Objective: Records follow. Copy every line with "page".

Material supplied:
══════════════════════════════
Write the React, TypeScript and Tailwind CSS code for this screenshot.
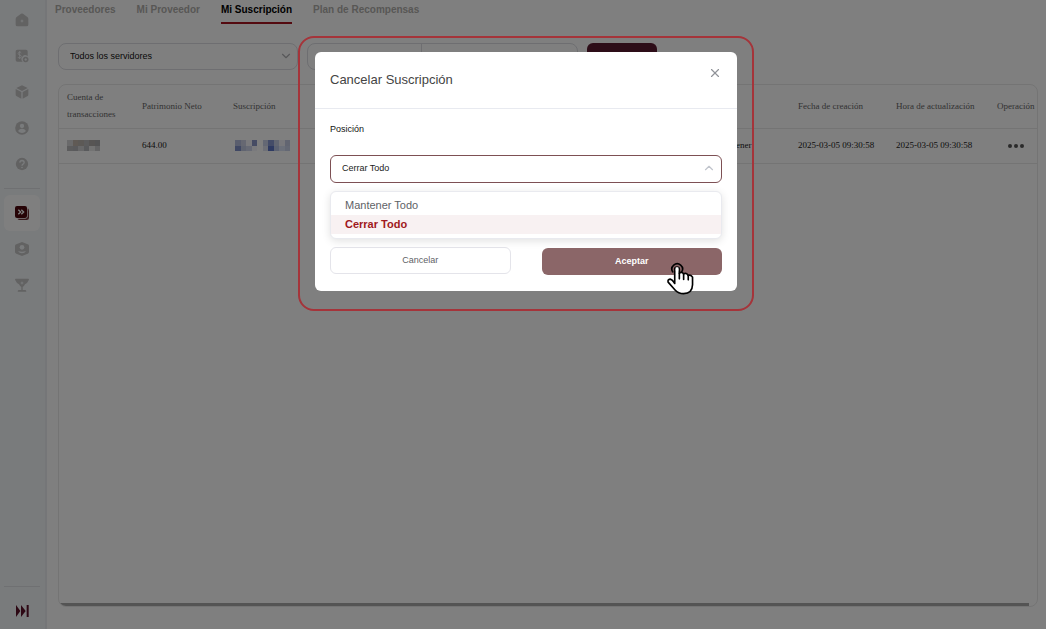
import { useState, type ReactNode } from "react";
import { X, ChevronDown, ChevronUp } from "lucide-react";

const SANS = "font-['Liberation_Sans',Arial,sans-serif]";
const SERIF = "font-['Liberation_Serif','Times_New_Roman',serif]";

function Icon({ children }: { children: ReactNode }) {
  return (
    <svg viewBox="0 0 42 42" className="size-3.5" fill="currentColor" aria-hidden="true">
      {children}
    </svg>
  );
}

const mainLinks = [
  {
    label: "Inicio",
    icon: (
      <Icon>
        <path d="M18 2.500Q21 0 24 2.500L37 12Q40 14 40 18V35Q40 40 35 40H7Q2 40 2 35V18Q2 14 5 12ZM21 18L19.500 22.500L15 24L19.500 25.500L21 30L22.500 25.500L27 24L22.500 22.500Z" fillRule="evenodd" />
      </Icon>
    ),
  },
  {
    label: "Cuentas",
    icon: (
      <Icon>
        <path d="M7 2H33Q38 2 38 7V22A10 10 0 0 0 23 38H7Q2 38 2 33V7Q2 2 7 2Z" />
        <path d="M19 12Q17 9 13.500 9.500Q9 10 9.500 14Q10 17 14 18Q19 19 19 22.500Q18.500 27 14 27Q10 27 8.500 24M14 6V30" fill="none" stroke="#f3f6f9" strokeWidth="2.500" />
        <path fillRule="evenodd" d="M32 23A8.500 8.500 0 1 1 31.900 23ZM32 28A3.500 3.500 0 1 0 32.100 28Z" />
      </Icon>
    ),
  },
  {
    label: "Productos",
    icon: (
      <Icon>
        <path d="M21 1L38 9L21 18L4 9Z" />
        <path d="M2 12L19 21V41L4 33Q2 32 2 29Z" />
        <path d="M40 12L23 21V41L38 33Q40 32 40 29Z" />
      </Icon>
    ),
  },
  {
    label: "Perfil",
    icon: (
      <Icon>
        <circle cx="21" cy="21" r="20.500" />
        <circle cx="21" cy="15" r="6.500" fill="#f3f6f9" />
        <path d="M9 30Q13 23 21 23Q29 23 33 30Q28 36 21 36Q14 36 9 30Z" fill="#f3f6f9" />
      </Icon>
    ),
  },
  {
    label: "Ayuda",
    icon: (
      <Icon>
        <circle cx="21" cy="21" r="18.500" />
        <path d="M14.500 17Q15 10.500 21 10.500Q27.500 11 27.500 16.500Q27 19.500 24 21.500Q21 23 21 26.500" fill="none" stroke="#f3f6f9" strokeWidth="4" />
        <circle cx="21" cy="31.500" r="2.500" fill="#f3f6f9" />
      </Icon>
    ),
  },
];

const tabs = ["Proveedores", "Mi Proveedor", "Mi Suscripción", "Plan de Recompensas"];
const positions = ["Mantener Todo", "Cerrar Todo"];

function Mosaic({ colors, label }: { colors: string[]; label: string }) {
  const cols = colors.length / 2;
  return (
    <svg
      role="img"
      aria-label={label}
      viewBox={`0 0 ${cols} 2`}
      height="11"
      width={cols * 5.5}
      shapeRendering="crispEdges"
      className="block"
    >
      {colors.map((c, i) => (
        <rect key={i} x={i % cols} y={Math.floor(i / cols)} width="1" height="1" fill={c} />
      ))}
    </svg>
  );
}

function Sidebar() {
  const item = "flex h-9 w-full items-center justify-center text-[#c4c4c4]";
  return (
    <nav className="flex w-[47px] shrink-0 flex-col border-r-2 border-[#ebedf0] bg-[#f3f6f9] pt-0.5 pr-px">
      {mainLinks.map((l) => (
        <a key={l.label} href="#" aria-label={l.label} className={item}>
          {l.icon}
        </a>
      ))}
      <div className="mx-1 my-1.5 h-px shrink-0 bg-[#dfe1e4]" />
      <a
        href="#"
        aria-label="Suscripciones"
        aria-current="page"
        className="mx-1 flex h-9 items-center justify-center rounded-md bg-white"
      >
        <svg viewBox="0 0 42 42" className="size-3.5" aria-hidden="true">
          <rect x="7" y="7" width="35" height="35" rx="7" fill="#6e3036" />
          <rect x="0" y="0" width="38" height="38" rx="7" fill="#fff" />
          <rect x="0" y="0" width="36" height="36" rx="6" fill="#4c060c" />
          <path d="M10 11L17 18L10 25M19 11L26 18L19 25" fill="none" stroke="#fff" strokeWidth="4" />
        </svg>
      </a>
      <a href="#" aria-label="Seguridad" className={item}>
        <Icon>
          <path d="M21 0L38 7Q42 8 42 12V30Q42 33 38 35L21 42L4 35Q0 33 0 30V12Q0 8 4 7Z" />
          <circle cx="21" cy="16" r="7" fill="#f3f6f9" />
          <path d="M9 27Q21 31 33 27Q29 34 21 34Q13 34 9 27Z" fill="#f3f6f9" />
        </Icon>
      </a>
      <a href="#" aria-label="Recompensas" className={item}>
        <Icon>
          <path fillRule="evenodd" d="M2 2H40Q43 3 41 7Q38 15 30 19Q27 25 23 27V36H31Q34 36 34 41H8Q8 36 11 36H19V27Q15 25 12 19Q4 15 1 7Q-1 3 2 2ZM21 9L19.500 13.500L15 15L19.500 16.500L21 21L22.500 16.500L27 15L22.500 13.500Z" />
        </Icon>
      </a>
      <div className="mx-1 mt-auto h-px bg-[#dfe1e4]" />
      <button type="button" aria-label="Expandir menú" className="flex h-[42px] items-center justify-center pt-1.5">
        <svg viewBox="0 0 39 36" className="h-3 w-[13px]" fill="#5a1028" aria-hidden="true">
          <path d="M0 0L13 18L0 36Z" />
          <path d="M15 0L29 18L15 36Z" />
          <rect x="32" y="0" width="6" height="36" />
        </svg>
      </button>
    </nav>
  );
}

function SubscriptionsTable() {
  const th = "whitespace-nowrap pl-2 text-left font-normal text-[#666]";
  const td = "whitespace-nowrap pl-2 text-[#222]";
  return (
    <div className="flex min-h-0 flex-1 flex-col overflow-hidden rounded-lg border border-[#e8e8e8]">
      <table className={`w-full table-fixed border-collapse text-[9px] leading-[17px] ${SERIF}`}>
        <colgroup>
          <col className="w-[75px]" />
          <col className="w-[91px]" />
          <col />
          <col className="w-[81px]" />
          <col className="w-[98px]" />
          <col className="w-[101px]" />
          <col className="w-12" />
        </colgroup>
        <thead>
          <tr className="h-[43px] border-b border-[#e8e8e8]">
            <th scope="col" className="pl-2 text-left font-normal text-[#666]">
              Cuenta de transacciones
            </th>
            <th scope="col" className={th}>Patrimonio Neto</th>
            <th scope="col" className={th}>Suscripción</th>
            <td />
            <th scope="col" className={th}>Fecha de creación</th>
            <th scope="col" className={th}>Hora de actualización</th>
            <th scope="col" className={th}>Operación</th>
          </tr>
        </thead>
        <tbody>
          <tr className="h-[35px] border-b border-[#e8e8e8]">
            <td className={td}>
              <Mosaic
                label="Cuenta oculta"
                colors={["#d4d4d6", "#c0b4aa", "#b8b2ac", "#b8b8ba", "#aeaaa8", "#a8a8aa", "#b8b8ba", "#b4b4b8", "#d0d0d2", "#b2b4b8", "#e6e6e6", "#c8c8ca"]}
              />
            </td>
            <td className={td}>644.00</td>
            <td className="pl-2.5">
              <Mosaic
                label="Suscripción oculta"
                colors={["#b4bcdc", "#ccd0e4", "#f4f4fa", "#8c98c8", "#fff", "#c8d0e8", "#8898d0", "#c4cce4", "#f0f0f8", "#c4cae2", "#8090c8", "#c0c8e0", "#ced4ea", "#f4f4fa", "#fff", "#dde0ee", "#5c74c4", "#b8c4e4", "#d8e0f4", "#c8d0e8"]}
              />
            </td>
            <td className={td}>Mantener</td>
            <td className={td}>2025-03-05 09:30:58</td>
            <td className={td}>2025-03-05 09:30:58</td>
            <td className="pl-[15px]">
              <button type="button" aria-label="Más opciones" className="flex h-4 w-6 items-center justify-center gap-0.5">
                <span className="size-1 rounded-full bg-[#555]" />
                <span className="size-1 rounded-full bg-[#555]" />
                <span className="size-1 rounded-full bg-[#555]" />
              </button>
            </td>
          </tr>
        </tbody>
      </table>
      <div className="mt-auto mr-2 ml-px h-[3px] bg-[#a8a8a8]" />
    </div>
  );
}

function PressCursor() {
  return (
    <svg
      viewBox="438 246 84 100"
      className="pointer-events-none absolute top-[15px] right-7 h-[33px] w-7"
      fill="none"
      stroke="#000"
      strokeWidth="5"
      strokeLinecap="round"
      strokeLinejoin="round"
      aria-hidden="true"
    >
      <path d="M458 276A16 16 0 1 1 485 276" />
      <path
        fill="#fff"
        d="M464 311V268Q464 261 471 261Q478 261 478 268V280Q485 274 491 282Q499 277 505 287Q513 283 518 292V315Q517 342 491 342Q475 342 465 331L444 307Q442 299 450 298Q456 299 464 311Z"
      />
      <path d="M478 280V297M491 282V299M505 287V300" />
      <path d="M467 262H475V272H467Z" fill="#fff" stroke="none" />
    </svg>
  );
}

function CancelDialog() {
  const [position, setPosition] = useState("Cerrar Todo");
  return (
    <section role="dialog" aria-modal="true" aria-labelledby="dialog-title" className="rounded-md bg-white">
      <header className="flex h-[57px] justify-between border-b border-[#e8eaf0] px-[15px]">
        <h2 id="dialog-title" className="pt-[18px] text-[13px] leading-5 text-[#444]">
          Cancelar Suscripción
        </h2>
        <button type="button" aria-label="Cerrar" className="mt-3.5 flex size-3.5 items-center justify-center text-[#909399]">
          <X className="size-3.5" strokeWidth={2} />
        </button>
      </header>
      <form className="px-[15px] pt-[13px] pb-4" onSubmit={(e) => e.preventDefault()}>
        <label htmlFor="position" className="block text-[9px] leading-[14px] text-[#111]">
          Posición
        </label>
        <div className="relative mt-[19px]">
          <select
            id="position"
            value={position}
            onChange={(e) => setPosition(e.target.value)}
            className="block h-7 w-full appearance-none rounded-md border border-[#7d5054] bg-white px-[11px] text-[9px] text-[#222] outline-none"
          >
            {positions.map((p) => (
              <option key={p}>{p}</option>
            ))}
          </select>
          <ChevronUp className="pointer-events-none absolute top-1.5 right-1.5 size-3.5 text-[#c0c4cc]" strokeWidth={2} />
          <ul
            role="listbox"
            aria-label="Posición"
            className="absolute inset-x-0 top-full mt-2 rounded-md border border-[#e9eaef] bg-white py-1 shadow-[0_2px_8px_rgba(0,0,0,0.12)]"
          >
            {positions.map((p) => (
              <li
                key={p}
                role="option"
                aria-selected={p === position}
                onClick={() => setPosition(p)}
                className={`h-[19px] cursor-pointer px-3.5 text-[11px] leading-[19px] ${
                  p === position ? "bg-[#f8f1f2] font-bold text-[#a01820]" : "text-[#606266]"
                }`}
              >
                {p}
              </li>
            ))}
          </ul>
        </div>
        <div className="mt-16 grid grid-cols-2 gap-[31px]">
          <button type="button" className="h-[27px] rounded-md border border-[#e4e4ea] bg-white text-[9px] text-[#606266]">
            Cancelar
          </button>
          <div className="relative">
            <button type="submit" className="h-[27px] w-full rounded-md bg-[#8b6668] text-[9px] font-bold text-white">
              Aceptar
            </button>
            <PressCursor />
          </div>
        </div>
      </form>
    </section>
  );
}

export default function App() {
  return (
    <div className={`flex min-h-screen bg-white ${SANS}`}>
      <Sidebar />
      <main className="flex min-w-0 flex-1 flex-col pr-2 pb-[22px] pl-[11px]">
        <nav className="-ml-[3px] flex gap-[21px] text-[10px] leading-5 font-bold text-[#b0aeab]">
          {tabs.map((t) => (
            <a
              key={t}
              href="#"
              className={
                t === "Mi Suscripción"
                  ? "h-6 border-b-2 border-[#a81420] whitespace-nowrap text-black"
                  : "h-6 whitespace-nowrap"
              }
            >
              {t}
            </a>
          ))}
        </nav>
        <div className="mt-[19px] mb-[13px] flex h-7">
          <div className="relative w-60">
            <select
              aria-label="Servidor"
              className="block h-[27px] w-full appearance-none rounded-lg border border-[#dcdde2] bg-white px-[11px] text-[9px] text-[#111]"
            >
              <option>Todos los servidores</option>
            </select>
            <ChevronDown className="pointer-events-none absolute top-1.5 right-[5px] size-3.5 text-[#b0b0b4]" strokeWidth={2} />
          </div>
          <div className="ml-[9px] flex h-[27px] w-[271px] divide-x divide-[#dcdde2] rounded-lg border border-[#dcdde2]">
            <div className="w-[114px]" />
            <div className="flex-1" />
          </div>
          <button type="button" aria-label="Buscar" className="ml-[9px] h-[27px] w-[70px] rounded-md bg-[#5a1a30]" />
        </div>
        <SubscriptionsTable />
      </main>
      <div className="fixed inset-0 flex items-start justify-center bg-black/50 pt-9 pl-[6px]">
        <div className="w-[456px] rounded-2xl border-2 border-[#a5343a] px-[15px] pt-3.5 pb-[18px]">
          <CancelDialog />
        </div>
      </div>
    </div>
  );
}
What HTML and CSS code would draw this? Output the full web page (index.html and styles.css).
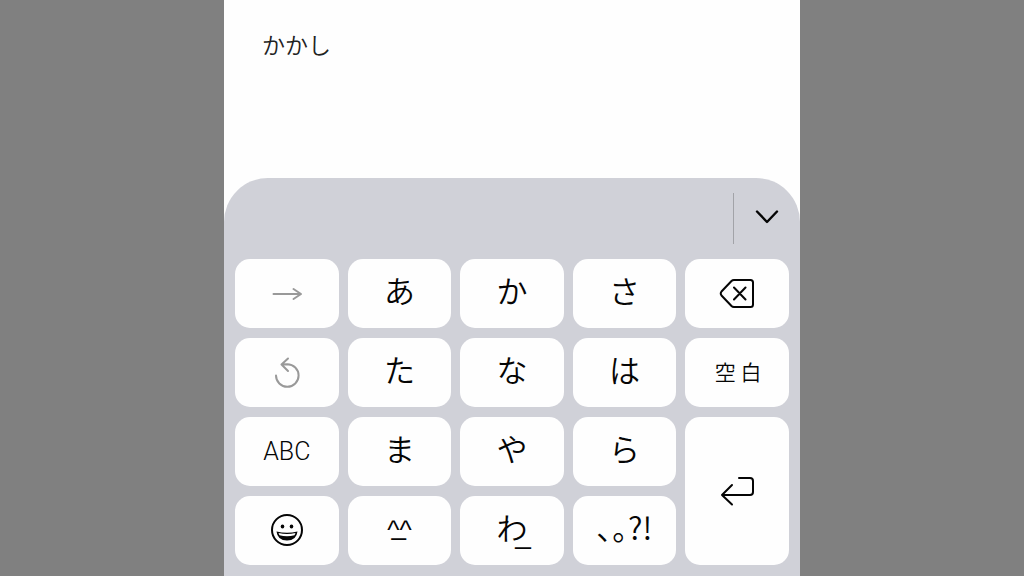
══════════════════════════════
Result below:
        aria-current="page"
What HTML and CSS code would draw this? Output the full web page (index.html and styles.css).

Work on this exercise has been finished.